What is a typical lubricity treatment program for a horizontal well?

For a water-based mud system in a horizontal shale well, a typical lubricity treatment program starts with a base CoF measurement before drilling the lateral. If the measured CoF exceeds the torque and drag model target (commonly 0.15 to 0.20 for laterals longer than 2,000 metres), the mud engineer adds a fatty-acid ester lubricant at 1 to 2 vol% and re-tests. Additional treatment is applied until the target CoF is achieved. Some operators also add polymer beads at 0.5 to 1 vol% for additional friction reduction at casing contact points. The CoF is re-measured every 12 to 24 hours during drilling and after each mud addition (new water, weighting material, or filtration control additive) because dilution and contamination can degrade lubricity. Maintaining treatment logs is standard practice for post-well performance review and learning across the field.

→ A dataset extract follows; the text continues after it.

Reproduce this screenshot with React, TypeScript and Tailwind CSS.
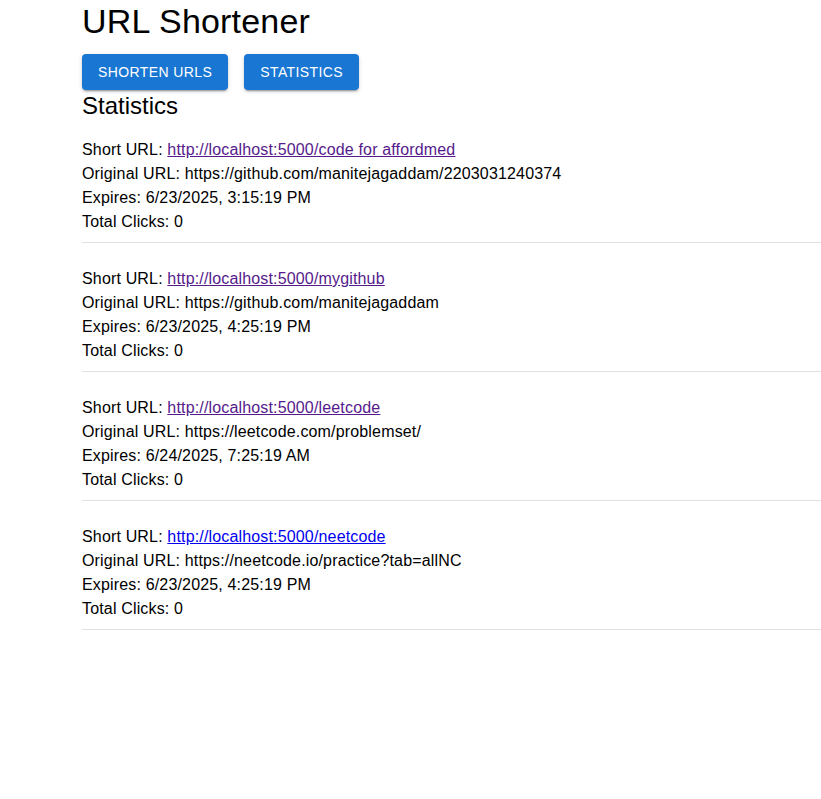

Why Lubricity Matters in Oil and Gas

As the industry continues to push well designs toward longer horizontal laterals, higher build rates, and deeper targets, lubricity has moved from a secondary mud property to a primary engineering variable that directly determines whether a well can be drilled to its planned total depth. Non-productive time from stuck pipe and torque limits costs the industry billions of dollars annually, and a significant portion of those events can be traced to inadequate attention to drilling fluid lubricity. For unconventional shale plays in particular, where pad drilling programs place 30 to 60 horizontal wells per section with laterals of 3,000 to 5,000 metres, optimizing lubricity across an entire pad program has a measurable and material impact on well cost, production, and return on investment.